Les villes de Tunisie ont reçu l’ordre de se parer de leurs plus beaux atours, à l’occasion de la célébration du 57ème anniversaire de la République. Ainsi en a décidé le chef du gouvernement, Mehdi Jomaâ, qui a donné des instructions pour hisser, à cette occasion, le drapeau national dans toutes les rues et bâtiments.
Cette décision à valeur hautement symbolique intervient au bon moment pour nous faire oublier -et j’espère à jamais- le bien triste 55ème anniversaire célébré, il y a exactement deux ans. Le premier chef gouvernement de l’époque, en l’occurrence Hamadi Jebali avait délibérément interdit aux maires de décorer les villes aux couleurs nationales, choquant, par ce geste, plus d’un Tunisien.

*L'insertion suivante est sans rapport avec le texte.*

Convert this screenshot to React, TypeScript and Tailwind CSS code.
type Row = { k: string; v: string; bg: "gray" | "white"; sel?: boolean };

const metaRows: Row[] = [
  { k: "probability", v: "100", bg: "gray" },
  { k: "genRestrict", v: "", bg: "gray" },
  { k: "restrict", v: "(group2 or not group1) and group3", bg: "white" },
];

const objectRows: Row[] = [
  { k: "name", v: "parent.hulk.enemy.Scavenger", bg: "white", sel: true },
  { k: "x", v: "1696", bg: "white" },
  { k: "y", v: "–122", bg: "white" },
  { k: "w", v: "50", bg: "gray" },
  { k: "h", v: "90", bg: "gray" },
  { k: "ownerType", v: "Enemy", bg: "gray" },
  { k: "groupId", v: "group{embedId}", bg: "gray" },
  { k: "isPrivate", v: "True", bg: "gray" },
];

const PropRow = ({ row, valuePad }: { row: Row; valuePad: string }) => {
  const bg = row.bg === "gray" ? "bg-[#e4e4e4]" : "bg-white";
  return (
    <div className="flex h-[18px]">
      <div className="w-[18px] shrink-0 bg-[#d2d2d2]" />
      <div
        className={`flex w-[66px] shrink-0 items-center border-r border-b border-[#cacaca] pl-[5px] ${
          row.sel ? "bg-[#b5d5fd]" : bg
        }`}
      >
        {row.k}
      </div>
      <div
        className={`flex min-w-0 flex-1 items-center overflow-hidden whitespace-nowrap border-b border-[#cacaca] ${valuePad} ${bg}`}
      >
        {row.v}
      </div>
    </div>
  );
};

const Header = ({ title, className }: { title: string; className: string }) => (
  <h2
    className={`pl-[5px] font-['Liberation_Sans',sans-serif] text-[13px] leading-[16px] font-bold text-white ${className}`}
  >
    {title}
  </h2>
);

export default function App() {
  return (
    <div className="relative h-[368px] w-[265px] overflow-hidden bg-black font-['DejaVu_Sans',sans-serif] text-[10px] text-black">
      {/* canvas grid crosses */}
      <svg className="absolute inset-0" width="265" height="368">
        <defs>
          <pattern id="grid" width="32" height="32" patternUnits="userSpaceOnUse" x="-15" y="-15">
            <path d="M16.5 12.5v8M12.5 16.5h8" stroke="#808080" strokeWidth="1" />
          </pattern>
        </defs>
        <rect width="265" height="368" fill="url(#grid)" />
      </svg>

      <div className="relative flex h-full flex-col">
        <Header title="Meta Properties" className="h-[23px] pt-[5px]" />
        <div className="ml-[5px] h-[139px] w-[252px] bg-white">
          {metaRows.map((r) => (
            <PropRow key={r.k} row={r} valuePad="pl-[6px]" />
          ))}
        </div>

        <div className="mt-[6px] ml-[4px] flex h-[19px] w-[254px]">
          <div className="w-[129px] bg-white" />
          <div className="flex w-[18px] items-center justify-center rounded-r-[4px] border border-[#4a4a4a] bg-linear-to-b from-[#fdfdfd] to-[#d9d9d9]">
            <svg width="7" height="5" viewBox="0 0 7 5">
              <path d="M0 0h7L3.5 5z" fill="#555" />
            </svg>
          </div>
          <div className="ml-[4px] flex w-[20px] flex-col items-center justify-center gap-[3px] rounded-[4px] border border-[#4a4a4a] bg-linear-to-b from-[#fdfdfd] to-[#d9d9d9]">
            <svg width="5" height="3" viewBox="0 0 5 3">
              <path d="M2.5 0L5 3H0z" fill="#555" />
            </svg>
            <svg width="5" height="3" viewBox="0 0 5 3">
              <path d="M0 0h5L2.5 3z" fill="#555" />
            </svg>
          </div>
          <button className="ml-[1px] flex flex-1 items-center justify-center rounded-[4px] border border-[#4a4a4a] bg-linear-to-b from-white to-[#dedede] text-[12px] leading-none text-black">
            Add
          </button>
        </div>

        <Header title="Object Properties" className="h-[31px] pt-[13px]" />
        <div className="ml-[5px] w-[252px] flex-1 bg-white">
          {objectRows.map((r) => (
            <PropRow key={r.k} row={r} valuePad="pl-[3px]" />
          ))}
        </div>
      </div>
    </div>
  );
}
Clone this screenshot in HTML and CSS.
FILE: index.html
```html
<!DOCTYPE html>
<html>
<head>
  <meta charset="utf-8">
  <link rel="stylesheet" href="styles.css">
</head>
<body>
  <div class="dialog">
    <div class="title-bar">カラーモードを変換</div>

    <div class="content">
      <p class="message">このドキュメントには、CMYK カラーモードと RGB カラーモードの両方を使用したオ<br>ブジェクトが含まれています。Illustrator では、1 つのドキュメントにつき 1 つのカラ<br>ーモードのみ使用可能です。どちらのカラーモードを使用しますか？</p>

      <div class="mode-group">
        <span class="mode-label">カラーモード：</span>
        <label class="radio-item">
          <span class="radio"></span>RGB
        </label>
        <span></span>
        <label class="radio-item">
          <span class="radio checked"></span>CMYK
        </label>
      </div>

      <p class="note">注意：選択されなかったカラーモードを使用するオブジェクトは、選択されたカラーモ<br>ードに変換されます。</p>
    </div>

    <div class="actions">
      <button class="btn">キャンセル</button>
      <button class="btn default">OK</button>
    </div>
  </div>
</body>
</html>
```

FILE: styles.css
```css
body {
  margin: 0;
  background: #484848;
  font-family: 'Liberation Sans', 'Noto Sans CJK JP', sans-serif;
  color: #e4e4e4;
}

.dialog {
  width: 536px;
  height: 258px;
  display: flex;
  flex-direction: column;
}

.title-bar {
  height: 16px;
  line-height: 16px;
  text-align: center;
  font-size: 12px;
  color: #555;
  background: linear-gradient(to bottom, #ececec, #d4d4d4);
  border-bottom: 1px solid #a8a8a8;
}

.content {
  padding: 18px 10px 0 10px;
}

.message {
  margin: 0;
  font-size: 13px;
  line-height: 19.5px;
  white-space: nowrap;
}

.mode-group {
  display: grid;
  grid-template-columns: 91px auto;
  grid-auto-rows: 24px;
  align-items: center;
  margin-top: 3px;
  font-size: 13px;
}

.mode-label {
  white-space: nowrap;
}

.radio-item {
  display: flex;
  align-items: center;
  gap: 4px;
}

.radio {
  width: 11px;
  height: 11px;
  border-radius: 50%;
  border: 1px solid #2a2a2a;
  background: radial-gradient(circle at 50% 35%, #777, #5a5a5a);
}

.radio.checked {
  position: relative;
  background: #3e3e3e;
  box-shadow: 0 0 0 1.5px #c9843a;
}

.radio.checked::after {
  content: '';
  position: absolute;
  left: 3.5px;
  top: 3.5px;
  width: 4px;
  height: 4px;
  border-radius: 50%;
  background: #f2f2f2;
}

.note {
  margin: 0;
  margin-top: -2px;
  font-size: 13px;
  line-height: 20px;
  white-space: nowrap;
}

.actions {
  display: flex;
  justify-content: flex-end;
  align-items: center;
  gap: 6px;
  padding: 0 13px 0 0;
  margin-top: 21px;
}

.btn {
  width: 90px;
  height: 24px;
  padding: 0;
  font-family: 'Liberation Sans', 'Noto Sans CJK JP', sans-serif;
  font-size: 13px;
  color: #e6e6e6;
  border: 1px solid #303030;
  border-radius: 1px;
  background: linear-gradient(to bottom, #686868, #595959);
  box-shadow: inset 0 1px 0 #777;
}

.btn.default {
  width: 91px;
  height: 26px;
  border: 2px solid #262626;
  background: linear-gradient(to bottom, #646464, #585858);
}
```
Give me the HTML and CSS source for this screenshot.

Apparemment, grisé par l’accès inespéré au pouvoir et se croyant en terrain conquis, ce chef de gouvernement, qui avait appelé à l’instauration du 6ème calife et dont le mandat a été catastrophique pour le pays, ne savait pas qu’il venait de faire, à travers cet appel, le lit du premier noyau de ce qu’est, aujourd’hui, l’Etat islamique en Irak et au Levant, le terrible Daech. Il avait peut-être l’intention de remplacer le drapeau national par le sinistre étendard noir de Daech. Connaissant bien la duplicité du discours nahdhaoui, il n’y rien d’étonnant à cela.
La République a résisté et triomphé
Conséquence: le fait que la fête de la République reprenne ses couleurs nationales et naturelles est en soi une victoire contre l’obscurantisme et contre les adeptes des ères moyenâgeuses. La décision de Mehdi Jomaâ, de par son annonce publique, vient prouver que le régime républicain a bien résisté aux tentatives de déstabilisation des islamistes et qu’il commence à s’imposer comme le système politique le mieux indiqué pour les Tunisiens.
Pour s’en convaincre, il suffit de faire un parallèle entre les Républiques qui connaissent prospérité, stabilité et paix multiforme et les régimes intégristes rétrogrades comme ceux de Daech où prévalent barbarie, violence et négation de la vie.
Il faut dire que le sauvetage de la République tunisienne n’a été possible que grâce aux Tunisiens et seulement grâce à eux seuls. Ces mêmes Tunisiens et Tunisiennes qui étaient descendus massivement, après les lâches assassinats des leaders Chokri Belaïd et Mohamed Brahmi, pour dire «Basta» aux islamistes et pour mettre la pression sur la Troïka, ce collectif de judas de la démocratie qui a volé les voix de ses électeurs et trahi les valeurs de la République.
Résultat : la Tunisie républicaine se porte bien, aujourd’hui. Et pour cause. Elle dispose d’une Constitution viable et acceptable, d’institutions de régulation républicaines multidisciplinaires (Conseil supérieur de transition de justice, HAICA, nouvelle loi électorale, Instance provisoire de contrôle de la constitutionnalité des Lois…) et surtout d’un nouveau gouvernement en principe indépendant. Et ce n’est pas peu de choses en comparaison avec l’instabilité et la violence meurtrière et dévastatrice que connaissent d’autres pays se réclamant du printemps arabe (Libye, Syrie, Yémen et à un degré moindre l’Egypte…).
Terrorisme et contrebande, des défis à relever
Néanmoins, les Tunisiens ne sont pas au bout de leur peine. En dépit des importants pas franchis sur la voie de la démocratie et de l’Etat de droit et des institutions, ils sont invités à s’unir encore une fois pour relever deux défis majeurs.
Le premier n’est autre que le terrorisme qui a, désormais, un pied à terre dans le pays et qui risque de faire encore mal. Le massacre récent des 15 soldats à Henchir Tella (Mont Chaambi) par des terroristes- psychopathes est toujours à l’esprit. Les Tunisiens peuvent, toutefois, se consoler avec ce constat. Le terrorisme n’a jamais triomphé dans aucun pays du monde. C’est un phénomène périssable.
Le second consiste en la recrudescence de la contrebande qui gangrène l’économie du pays et qui est à l’origine du terrorisme, de la cherté de la vie et de la détérioration du pouvoir d’achat des Tunisiens.
C’est seulement lorsque les causses qui génèrent ces deux fléaux seront éliminés que les Tunisiens peuvent tirer le meilleur profit du régime républicain, celui qui consiste à tracer des règles de vie commune et équitable, à s’accepter dans la différence et à dissuader toute nouvelle dictature.
En attendant, ils sont en droit de fêter l’anniversaire de leur jeune République dans la joie et l’allégresse. Ils le méritent car ils ont déjà fait l’essentiel. Ils peuvent en être fiers.